2014 : WHAT SCIENTIFIC IDEA IS READY FOR RETIREMENT? [1]

gary_marcus's picture [5]
Professor of Psychology, Director NYU Center for Language and Music; Author, Guitar Zero
Big Data

No, I don't literally mean that we should stop believing in, or collecting, Big Data. But we should stop pretending that Big Data is magic. There are few fields that wouldn't benefit from large, carefully collected data sets. But lots of people, even scientists, put more stock in Big Data than they really should. Sometimes it seems like half the talk about understanding science these days, from physics to neuroscience, is about Big Data, and associated tools like "dimensionality reduction", "neural networks", "machine learning algorithms" and "information visualization".

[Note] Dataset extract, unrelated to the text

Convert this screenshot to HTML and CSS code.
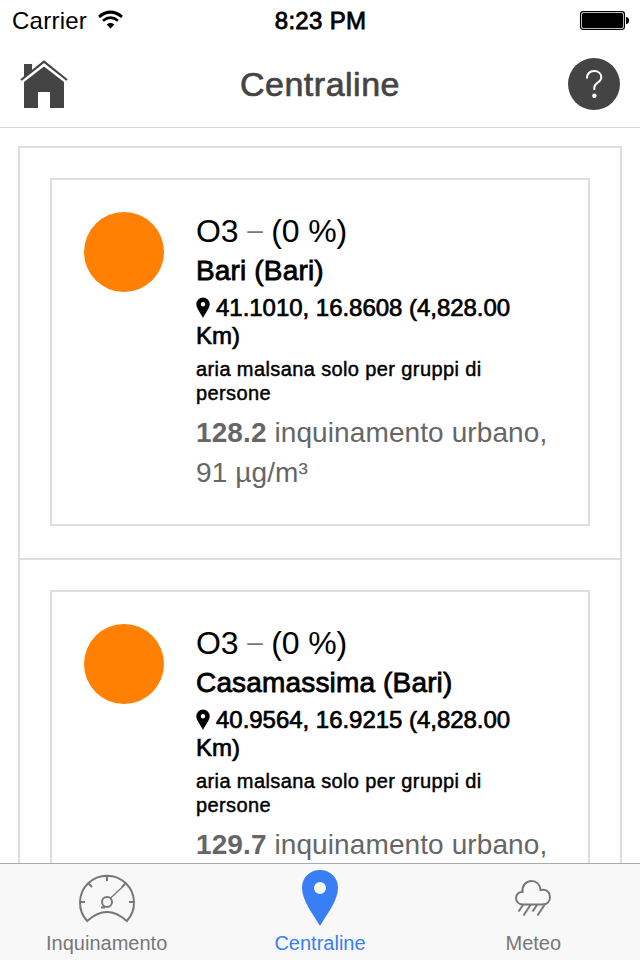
FILE: index.html
```html
<!DOCTYPE html>
<html lang="it">
<head>
<meta charset="utf-8">
<title>Centraline</title>
<link rel="stylesheet" href="styles.css">
</head>
<body>
<div class="screen">
  <div class="status">
    <div class="carrier"><span>Carrier</span>
      <svg width="26" height="20" viewBox="97 10 26 20" fill="none" stroke="#000"><path d="M99 16.8Q110.5 7.4 122 16.8" stroke-width="3"/><path d="M103 20.7Q110.5 14.6 118 20.7" stroke-width="2.7"/><path d="M106.7 24.4Q110.5 21.6 114.3 24.4L110.5 28.5Z" fill="#000" stroke="none"/></svg>
    </div>
    <div class="time">8:23 PM</div>
    <svg class="battery" width="50" height="20" viewBox="579 10 50 20"><rect x="580.6" y="11.6" width="43.8" height="17.8" rx="2.5" fill="none" stroke="#000" stroke-width="1.3"/><rect x="582" y="13" width="41" height="15" rx="1.5"/><path d="M626 17q3 0 3 3.5t-3 3.5z"/></svg>
  </div>
  <header class="header">
    <svg class="home" width="48" height="50" viewBox="20 60 48 50"><path d="M24 64h8v6.5l-8 6.8zM44 66.5 64 82v26H50V92H38v16H24V82z" fill="#444"/><path d="M21 80 44 61.7 67 80" fill="none" stroke="#444" stroke-width="2.2"/></svg>
    <h1>Centraline</h1>
    <svg width="52" height="52" viewBox="568 58 52 52"><circle cx="594" cy="84" r="26" fill="#444"/><path d="M587 78.500C587 73.500 590 71 594.200 71C598.600 71 601.300 73.800 601.300 77.500C601.300 82.500 594.300 82.500 594.300 87.500V90" fill="none" stroke="#fff" stroke-width="2"/><circle cx="594.4" cy="95.7" r="2.2" fill="#fff"/></svg>
  </header>
  <main class="content">
    <div class="list">
      <section class="item">
        <div class="card">
          <div class="dot"></div>
          <div class="info">
            <h2>O3 <span class="dash">–</span> (0 %)</h2>
            <h3>Bari (Bari)</h3>
            <h4><svg class="pin" width="14" height="22" viewBox="0 0 14 22"><path fill-rule="evenodd" d="M7 .5a6.7 6.7 0 0 1 6.7 6.7C13.7 11 9.5 15.8 7 21 4.500 15.800.3 11 .3 7.200A6.700 6.700 0 0 1 7 .5M7 5a2.200 2.200 0 1 0 0 4.400A2.200 2.200 0 0 0 7 5"/></svg><span>41.1010, 16.8608 (4,828.00<br>Km)</span></h4>
            <h5>aria malsana solo per gruppi di<br>persone</h5>
            <p><b>128.2</b> inquinamento urbano,<br>91 µg/m³</p>
          </div>
        </div>
      </section>
      <section class="item">
        <div class="card">
          <div class="dot"></div>
          <div class="info">
            <h2>O3 <span class="dash">–</span> (0 %)</h2>
            <h3>Casamassima (Bari)</h3>
            <h4><svg class="pin" width="14" height="22" viewBox="0 0 14 22"><path fill-rule="evenodd" d="M7 .5a6.7 6.7 0 0 1 6.7 6.7C13.7 11 9.5 15.8 7 21 4.500 15.800.3 11 .3 7.200A6.700 6.700 0 0 1 7 .5M7 5a2.200 2.200 0 1 0 0 4.400A2.200 2.200 0 0 0 7 5"/></svg><span>40.9564, 16.9215 (4,828.00<br>Km)</span></h4>
            <h5>aria malsana solo per gruppi di<br>persone</h5>
            <p><b>129.7</b> inquinamento urbano,</p>
          </div>
        </div>
      </section>
    </div>
  </main>
  <nav class="tabs">
    <a class="tab"><svg width="60" height="60" viewBox="77 868 60 60" fill="none" stroke="#777" stroke-width="2"><path d="M87.200 921A27 27 0 1 1 126.800 921Q107 903 87.200 921ZM107 875v6M80 902h5M129 902h5M88 883l4 4M126 883l-4 4"/><circle cx="107" cy="902" r="5"/><path d="M101 907.500h3l0-2"/><path d="M110 898.500 123 886.500" stroke-width="1.300"/></svg><span>Inquinamento</span></a>
    <a class="tab active"><svg width="60" height="60" viewBox="290 868 60 60"><path fill="#387ef5" fill-rule="evenodd" d="M320 870c10 0 18 7.500 18 17.500C338 900 328.500 912 320 926 311.500 912 302 900 302 887.500 302 877.500 310 870 320 870M320 882a6 6 0 1 0 0 12 6 6 0 0 0 0-12"/></svg><span>Centraline</span></a>
    <a class="tab"><svg width="60" height="60" viewBox="503 868 60 60" fill="none" stroke="#777" stroke-width="2"><path d="M523.500 904.500C518.500 904.500 516 901.500 516 898C516 894.500 519 891.500 522.500 892C521.500 886 526 881 531.500 881C536.500 881 540 884.500 540.500 890C546.500 888.500 550 892.500 550 897C550 901.500 547 904.500 542.500 904.500ZM523 905l-4.500 6.500M530.500 905l-7 10.500M537 905l-4.500 6.500M544.500 905l-7 10.500"/></svg><span>Meteo</span></a>
  </nav>
</div>
</body>
</html>
```
FILE: styles.css
```css
* { box-sizing: border-box; }
body { margin: 0; background: #fff; font-family: "Liberation Sans", Arial, sans-serif; color: #000; }
h1, h2, h3, h4, h5, p { margin: 0; font-weight: 400; white-space: nowrap; }
svg { display: block; flex: none; }
.screen { width: 640px; height: 960px; display: flex; flex-direction: column; overflow: hidden; }
.status { height: 40px; flex: none; display: grid; grid-template-columns: 1fr auto 1fr; align-items: center; padding: 0 11px 0 12px; font-size: 24px; line-height: 40px; }
.carrier { display: flex; align-items: center; gap: 10px; letter-spacing: .25px; }
.carrier span, .time { padding-top: 2px; line-height: 38px; }
.time { letter-spacing: .3px; -webkit-text-stroke: .8px #000; }
.battery { justify-self: end; }
.header { height: 88px; flex: none; display: grid; grid-template-columns: 52px 1fr 52px; align-items: start; padding: 18px 20px 0; border-bottom: 1px solid #d5d5d5; }
.home { margin-top: 2px; }
.header h1 { text-align: center; font-size: 34px; line-height: 52px; letter-spacing: .5px; color: #444; -webkit-text-stroke: .7px #444; }
.content { flex: 1; min-height: 0; overflow: hidden; padding: 18px 18px 0; }
.list { border: 2px solid #ddd; }
.item { padding: 30px 30px 32px; }
.item + .item { border-top: 2px solid #ddd; }
.card { border: 2px solid #ddd; height: 348px; padding: 32px; display: flex; gap: 32px; }
.dot { width: 80px; height: 80px; border-radius: 50%; background: #ff8003; flex: none; }
.info h2 { font-size: 32px; line-height: 38px; letter-spacing: -.15px; }
.dash { display: inline-block; color: #777; font-size: 28px; line-height: 30px; vertical-align: 3px; }
.info h3 { font-size: 28px; line-height: 36px; margin-top: 3px; letter-spacing: .16px; -webkit-text-stroke: .8px #000; }
.info h4 { font-size: 24px; line-height: 28px; margin-top: 5px; letter-spacing: -.03px; -webkit-text-stroke: .7px #000; }
.pin { display: inline-block; vertical-align: -3px; margin-right: 6px; }
.info h5 { font-size: 20px; line-height: 24px; margin-top: 7px; letter-spacing: .39px; -webkit-text-stroke: .45px #000; }
.info p { font-size: 28px; line-height: 40px; margin-top: 8px; letter-spacing: .1px; color: #666; }
.tabs { height: 97px; flex: none; display: grid; grid-template-columns: repeat(3, 1fr); background: #f8f8f8; border-top: 1px solid #aaa; }
.tab { display: flex; flex-direction: column; align-items: center; padding-top: 4px; color: #777; font-size: 20px; line-height: 24px; }
.tab span { margin-top: 3px; }
.tab.active { color: #387ef5; }
```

Big Data is, without a doubt, the idea of the moment. 39 minutes ago (according to the Big Data that drive Google News), Gordon Moore (for whom Moore's law is named) "Gave Big to Big Data", MIT debuted an online course for Big Data (44 minutes ago), and Big Data was voted strategy+businesses' Strategy of the year. Forbes had an article about Big Data a few hours before that. There were 163,000 hits for a search for big+data+science.

But science still revolves, most fundamentally, around a search of the laws that describe our universe. And the one thing that Big Data isn't particularly good at is, well, identifying laws. Big Data is brilliant at detecting correlation; the more robust your data set, the better chance you have of identifying correlations, even complex ones involving multiple variables. But correlation never was causation, and never will be. All the big data in the world by itself won’t tell you whether smoking causes lung cancer. To really understand the relation between smoking and cancer, you need to run experiments, and develop mechanistic understandings of things like carcinogens, oncogenes, and DNA replication. Merely tabulating a massive database of every smoker and nonsmoker in every city in the world, with every detail about when they smoked, where they smoked, how long they lived, and how they died would not, no matter how many terabytes it occupied, be enough to induce all the complex underlying biological machinery.

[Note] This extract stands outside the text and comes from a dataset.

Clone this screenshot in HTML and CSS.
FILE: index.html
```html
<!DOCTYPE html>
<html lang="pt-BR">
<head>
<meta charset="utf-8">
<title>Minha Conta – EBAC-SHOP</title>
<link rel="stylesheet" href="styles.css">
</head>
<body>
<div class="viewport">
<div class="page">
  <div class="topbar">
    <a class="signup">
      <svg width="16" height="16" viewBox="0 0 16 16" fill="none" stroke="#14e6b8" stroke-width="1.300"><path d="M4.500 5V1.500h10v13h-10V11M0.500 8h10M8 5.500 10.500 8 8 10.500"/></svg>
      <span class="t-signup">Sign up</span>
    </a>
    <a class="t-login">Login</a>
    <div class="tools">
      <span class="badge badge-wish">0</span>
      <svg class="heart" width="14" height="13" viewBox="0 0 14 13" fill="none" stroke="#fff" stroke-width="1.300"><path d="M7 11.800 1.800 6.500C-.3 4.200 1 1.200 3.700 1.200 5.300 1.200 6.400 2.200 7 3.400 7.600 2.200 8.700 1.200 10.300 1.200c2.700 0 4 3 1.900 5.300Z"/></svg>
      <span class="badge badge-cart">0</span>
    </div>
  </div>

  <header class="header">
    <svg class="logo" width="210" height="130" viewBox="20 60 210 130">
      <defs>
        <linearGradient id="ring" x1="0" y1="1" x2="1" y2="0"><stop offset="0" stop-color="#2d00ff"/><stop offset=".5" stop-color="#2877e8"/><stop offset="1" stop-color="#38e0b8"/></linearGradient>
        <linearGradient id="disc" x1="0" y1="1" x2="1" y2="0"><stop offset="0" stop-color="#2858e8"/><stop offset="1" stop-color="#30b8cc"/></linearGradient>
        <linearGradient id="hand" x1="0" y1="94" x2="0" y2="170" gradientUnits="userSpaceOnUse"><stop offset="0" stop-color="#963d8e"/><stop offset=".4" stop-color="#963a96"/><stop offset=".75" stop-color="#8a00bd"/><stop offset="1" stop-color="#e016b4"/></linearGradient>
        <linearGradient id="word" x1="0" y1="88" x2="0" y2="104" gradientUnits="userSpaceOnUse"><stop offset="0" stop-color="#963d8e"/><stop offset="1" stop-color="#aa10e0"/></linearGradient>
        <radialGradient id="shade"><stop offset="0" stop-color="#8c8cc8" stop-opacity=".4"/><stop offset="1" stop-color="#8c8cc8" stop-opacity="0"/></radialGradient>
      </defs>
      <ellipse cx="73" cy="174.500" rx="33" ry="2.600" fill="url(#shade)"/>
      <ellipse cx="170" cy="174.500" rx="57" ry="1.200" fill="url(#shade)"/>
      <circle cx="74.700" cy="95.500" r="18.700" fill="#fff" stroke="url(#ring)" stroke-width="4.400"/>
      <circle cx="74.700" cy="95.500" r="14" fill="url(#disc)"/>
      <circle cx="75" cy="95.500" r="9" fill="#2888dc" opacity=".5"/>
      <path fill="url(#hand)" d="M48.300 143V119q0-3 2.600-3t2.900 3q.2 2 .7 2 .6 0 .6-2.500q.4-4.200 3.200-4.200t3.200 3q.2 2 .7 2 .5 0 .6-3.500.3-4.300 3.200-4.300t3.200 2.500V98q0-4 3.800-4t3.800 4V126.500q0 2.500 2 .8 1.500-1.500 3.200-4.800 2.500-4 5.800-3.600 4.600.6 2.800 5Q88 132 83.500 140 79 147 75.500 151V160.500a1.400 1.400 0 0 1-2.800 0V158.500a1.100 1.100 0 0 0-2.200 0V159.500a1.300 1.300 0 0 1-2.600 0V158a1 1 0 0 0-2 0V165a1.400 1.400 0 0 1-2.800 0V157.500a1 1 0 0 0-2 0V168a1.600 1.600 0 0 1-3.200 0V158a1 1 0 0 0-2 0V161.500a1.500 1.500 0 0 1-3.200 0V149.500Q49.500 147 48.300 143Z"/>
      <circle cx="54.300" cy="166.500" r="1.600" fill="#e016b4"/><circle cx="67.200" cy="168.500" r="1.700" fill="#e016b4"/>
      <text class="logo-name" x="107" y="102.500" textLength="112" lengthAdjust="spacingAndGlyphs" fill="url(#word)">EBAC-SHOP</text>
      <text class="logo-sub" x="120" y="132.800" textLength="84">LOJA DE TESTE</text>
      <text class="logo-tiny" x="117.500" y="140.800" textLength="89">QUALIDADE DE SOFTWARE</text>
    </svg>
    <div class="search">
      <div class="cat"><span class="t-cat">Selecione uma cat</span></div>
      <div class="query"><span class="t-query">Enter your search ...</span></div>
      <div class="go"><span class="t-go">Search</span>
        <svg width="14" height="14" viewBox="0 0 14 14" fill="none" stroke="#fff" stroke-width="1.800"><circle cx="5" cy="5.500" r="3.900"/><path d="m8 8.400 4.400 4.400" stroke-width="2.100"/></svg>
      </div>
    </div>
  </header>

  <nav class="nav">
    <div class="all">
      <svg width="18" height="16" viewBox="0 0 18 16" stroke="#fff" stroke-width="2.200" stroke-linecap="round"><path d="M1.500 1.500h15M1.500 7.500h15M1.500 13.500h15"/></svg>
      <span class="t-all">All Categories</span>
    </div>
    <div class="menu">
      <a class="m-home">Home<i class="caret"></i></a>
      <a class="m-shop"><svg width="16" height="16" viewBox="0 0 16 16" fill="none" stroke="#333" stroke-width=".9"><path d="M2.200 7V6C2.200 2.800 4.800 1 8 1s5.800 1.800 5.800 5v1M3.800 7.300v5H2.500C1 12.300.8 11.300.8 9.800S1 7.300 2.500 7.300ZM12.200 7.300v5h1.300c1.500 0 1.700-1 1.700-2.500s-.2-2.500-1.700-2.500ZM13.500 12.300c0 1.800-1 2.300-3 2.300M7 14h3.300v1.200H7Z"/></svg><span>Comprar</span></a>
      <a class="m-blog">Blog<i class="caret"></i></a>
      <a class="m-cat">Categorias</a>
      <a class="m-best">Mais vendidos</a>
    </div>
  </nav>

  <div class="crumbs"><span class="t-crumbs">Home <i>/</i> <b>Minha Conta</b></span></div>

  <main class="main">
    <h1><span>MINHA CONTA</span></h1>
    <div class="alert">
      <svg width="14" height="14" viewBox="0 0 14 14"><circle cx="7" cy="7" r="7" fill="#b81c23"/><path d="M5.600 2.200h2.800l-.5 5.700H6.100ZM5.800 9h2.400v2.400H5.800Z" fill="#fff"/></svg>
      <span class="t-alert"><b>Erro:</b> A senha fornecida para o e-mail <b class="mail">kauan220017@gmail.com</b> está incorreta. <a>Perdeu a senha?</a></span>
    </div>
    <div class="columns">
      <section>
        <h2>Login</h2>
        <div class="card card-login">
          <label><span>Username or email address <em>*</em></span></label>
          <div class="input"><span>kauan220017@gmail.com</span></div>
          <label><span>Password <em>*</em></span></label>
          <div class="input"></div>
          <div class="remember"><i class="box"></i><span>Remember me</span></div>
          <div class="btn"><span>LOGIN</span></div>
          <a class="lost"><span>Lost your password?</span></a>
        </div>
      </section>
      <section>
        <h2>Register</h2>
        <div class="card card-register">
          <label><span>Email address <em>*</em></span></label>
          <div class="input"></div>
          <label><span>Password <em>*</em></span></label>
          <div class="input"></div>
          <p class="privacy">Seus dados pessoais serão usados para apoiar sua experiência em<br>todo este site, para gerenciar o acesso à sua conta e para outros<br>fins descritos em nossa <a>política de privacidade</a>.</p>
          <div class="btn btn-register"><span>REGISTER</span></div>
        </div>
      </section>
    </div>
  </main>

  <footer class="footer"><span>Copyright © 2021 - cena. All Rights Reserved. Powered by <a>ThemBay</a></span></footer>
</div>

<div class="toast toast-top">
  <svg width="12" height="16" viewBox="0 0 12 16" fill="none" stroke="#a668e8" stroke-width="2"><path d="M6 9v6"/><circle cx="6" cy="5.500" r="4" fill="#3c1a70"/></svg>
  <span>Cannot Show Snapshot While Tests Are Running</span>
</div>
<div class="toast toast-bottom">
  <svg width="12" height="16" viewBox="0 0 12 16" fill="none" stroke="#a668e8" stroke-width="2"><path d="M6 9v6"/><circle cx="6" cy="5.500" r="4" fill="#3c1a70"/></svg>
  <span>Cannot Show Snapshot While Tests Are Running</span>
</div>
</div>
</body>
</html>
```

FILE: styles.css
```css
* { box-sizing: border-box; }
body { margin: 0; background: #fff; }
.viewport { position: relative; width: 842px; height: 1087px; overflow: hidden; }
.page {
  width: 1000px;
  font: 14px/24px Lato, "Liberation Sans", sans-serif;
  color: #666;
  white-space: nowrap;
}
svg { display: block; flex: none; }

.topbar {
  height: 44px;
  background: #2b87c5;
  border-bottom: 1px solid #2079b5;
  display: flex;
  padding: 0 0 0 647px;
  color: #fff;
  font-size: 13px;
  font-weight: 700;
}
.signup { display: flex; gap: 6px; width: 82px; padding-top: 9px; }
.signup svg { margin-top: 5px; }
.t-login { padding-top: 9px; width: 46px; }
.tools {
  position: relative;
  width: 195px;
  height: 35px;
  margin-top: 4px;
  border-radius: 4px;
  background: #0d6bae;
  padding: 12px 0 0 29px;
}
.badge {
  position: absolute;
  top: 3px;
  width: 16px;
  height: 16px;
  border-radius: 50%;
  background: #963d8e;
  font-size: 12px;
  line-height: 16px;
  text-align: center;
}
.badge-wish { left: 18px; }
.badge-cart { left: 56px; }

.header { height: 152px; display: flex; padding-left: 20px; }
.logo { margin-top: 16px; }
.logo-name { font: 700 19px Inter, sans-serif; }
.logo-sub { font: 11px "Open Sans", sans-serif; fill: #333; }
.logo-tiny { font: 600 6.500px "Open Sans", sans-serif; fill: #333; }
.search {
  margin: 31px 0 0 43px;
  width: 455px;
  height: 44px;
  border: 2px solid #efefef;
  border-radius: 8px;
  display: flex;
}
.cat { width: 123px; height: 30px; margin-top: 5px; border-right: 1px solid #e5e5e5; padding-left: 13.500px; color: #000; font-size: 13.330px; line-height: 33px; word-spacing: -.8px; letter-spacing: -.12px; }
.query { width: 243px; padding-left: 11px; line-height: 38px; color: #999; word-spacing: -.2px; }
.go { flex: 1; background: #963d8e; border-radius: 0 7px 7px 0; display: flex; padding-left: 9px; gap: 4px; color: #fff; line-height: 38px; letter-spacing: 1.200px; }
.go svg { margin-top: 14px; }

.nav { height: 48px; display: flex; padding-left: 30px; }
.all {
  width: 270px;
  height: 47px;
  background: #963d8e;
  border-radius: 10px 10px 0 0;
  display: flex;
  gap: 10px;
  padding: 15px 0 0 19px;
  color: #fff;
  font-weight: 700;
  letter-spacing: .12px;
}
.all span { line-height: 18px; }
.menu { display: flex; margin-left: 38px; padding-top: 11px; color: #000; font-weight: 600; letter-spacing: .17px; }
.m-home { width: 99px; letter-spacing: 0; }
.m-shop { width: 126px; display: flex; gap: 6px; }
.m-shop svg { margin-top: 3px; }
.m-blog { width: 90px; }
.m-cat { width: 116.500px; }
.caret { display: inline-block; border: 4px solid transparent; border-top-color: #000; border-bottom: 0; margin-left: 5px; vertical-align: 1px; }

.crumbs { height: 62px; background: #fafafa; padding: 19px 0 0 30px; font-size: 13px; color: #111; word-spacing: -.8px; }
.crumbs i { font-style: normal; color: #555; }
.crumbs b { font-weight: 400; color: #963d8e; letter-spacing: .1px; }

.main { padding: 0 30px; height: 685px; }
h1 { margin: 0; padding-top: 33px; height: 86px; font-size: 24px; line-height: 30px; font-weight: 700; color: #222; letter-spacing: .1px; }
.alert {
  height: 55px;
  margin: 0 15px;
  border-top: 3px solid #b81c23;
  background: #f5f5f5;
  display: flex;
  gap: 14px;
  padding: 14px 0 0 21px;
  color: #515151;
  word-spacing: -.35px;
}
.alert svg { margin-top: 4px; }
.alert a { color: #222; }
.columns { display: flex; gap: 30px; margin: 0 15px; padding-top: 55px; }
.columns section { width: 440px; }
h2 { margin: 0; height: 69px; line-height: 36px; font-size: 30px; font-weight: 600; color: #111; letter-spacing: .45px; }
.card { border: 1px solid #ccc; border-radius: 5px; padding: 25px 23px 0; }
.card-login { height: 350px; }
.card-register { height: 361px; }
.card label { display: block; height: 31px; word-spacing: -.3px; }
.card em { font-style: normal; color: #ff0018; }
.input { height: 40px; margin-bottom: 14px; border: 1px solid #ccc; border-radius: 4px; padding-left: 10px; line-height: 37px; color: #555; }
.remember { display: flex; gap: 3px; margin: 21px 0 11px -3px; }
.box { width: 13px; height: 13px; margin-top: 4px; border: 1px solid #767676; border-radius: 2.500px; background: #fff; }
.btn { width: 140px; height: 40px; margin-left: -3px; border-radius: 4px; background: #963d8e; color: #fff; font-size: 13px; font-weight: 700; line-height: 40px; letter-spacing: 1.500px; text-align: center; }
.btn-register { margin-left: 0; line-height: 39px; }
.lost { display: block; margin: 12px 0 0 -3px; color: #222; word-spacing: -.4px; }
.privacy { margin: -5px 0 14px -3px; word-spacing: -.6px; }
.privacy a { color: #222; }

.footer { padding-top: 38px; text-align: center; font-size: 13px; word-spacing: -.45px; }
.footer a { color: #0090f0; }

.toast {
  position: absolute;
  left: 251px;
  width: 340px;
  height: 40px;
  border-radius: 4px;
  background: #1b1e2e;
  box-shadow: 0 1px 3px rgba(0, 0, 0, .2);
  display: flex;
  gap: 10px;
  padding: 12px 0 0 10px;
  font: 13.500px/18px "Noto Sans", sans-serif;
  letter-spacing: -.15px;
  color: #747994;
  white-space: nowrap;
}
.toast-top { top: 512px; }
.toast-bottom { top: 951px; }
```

If it makes me nervous when people in the business world put too much faith in Big Data, it makes me even more nervous to see scientists do the same. Certain corners of neuroscience have taken on an "if we build it, they will come" attitude, presuming that neuroscience will sort itself out as soon as we have enough data.

It won't. If we have good hypotheses, we can test them with Big Data, but Big Data shouldn't be our first port of call; it should be where we go once we know what are looking for.